Александрия лежит так низменно, что берега ее делаются видны лишь на самом близком расстоянии. Наружный их вид не производит приятного впечатления: голая песчаная степь без всякой обстановки – ни пригорка, ни деревца, ни зелени, одни лишь суда, наполняющие гавань, да здания дворца египетского паши и адмиралтейства издали напоминают вам, что это Александрия. Прочее все – землянки и ничтожные мазанки, кроме, разумеется, европейского квартала, где есть и обширная площадь и порядочные дома представителей разных держав, что ясно видно по развевающимся на их кровлях разноцветным национальным флагам.

По мере того, как мы приближались к берегу, ветер усиливался и грозно воздымал бушующие волны; пристать к городу чрезвычайно трудно в бурную погоду. Мы остановили машину, положили судно в дрейф и двумя пушечными выстрелами вызывали с берега опытного лоцмана, чтоб провести нас в порт между бесчисленных подводных камней и отдельных скал, замытых пенистыми волнами. Никто не отвечал на наш призыв. Мы повторили сигнал, но и тут не нашлось охотников выйти к нам на встречу.

– Теперь, – сказал мне капитан, – нам остается поспешно выбрать из двух одно: либо повернуть пароход назад и выплыть в море, чтоб не разбиться о скалы, потому что буря разыгрывается не на шутку, либо, пока море не достигло еще высшей степени волнения, положившись на мою счастливую звезду и на приобретенную мной опытность и знание этого порта, попробовать без лоцмана пробраться к берегу.

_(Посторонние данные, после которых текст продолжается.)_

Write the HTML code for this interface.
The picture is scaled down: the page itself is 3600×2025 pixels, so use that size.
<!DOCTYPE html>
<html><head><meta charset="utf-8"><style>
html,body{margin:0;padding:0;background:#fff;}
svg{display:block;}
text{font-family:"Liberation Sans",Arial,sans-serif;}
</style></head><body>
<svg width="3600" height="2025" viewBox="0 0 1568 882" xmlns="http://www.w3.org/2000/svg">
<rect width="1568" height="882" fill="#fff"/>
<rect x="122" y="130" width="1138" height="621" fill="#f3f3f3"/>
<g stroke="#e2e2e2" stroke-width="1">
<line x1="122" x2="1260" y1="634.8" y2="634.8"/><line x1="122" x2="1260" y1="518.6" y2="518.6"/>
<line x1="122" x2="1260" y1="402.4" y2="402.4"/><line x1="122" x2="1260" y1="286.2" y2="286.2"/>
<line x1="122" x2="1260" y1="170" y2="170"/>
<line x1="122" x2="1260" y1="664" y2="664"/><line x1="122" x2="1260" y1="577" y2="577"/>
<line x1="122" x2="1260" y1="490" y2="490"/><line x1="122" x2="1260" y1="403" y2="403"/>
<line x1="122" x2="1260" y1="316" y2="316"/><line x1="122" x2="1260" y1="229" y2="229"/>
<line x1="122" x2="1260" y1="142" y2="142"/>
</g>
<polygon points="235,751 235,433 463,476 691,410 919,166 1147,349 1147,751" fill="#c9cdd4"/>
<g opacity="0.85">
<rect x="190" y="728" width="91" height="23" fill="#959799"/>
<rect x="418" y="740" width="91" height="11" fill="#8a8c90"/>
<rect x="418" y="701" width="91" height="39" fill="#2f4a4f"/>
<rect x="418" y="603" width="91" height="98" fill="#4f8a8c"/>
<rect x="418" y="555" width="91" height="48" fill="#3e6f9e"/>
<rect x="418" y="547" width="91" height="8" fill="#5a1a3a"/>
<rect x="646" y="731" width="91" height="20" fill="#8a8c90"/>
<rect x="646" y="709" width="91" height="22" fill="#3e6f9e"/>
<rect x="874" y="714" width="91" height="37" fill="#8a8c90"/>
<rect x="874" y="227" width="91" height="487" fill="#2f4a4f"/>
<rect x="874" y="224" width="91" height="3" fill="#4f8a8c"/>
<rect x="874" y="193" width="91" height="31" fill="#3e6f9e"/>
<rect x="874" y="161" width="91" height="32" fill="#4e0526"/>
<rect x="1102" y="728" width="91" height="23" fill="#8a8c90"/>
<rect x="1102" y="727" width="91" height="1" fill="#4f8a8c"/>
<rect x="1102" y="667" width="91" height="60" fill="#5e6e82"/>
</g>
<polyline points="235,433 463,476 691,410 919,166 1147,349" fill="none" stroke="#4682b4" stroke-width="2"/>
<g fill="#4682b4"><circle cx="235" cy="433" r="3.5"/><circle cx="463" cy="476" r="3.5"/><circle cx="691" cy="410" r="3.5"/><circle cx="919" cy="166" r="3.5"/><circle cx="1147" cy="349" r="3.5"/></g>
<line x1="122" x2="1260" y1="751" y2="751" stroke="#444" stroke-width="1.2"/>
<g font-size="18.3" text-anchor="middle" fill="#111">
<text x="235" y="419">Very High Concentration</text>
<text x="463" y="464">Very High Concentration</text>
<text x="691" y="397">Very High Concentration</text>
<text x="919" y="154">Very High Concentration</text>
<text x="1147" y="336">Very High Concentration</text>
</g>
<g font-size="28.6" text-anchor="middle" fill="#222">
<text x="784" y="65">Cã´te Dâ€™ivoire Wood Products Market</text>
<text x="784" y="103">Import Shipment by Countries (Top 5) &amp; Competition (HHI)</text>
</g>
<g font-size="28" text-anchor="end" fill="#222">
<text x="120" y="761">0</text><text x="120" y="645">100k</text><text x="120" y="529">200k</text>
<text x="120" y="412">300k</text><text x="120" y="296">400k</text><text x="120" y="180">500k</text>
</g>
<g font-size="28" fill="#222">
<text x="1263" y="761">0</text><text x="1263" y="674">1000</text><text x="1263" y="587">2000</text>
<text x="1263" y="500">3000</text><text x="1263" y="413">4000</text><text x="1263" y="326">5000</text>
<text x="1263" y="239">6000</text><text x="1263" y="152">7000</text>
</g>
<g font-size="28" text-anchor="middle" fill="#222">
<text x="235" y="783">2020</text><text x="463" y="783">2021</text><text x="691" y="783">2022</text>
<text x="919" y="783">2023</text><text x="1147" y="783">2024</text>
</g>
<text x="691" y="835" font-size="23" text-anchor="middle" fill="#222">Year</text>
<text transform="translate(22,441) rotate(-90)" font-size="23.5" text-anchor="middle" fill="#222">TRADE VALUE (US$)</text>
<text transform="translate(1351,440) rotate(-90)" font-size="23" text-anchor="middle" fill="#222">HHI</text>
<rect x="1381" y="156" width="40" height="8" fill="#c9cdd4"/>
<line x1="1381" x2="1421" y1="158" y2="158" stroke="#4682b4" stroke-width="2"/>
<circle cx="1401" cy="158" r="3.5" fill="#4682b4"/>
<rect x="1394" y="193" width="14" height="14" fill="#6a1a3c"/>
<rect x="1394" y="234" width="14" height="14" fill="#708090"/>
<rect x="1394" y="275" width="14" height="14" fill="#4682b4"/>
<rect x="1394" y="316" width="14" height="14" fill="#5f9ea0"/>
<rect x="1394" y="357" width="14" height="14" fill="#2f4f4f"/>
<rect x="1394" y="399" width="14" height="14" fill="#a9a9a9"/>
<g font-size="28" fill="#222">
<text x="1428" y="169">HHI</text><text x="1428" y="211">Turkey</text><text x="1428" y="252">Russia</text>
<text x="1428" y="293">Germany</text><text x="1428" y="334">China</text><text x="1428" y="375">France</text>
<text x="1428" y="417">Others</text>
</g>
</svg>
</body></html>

Долго думать было нечего: опасность увеличивалась с каждой минутой. Идти обратно в море, в ту минуту, когда касаешься берега, идти в даль, без цели, может быть надолго, пока буря не усмирится, – досадно.

– Я бы, на вашем месте, благословясь, рискнул, – заметил я капитану.

Француз так самолюбив, что не допустит даже из благоразумной предосторожности принять вид нерешимости, а потому командир наш, едва дал мне выговорить, как с твердостью произнес:

– Ну, если так, я готов!

Сказав это, он схватил рупор, взошел на тамбур парохода, осмотрелся, повернул налево на борт, убрал паруса, скомандовал машине полный ход и, с примерным хладнокровием повертывая руль слева направо и справа налево, настойчиво и храбро пошел наперерез волнам.

Богу было угодно благословить эту смелую, хотя не совсем благоразумную попытку. К удивленно всех зрителей, собравшихся на палубы своих судов, как будто для того, чтобы полюбоваться гибелью нашего парохода, мы бодро вплыли промежду их, и в пять часов по полудни благополучно бросили якорь в александрийском порту.

Глава IV

ХАМСИН – СЕРАЛЬ МЕХМЕДА-АЛИ – РОТОНДА – СПАЛЬНЯ – ПОДАРОК ПАПЫ – ПРИСУТСТВЕННЫЕ МЕСТА – ЖИЗНЬ НА УЛИЦЕ – ИЗВОЗ В ЕГИПТ – ВЗГЛЯД НА УГНЕТЕННОЕ ПОЛОЖЕНИЕ НАРОДА – ОТНОШЕНИЕ ПАШИ К НАРОДУ – НИЛ – ДЕЛЬТА – КАНАЛ – СЕРАЛЬ СЕИДА-ПАШИ – БАНАНЫ – РОЗОВЫЕ ПОЛЯ – УТОНЧЕННАЯ РОСКОШЬ – ХАРЕМ СЕИДА-ПАШИ – ПОМПЕЕВА КОЛОННА – ВЕЛИЧЕСТВЕННЫЕ ОБЕЛИСКИ – ИСТОРИЧЕСКИ ОБЗОР АЛЕКСАНДРИИ – КЛЕОПАТРИНЫ ИГЛЫ

Сильный африканский ветер хамсин вздымал облака пыли по песчаной поверхности. Арабское слово хамса значит ‘пять’, а хамсин ‘пятьдесят’, поэтому периодический ветер, продолжающейся обыкновенно пятьдесят дней сряду, и получил название хамсина. Действие его чрезвычайно томительно, веяние порывисто, горячо и удушливо. Пролетая быстро по песчаным степям Африки, обогнув знойную полосу и перешедши море, хамсин ослабевает и, наконец, в измененном виде, более умеренный, иногда достигает южных берегов Европы, но здесь он не имеет положительного периода и проносится от места к месту лишь с той силой, которая не успела еще исчезнуть от перелета через Средиземное море.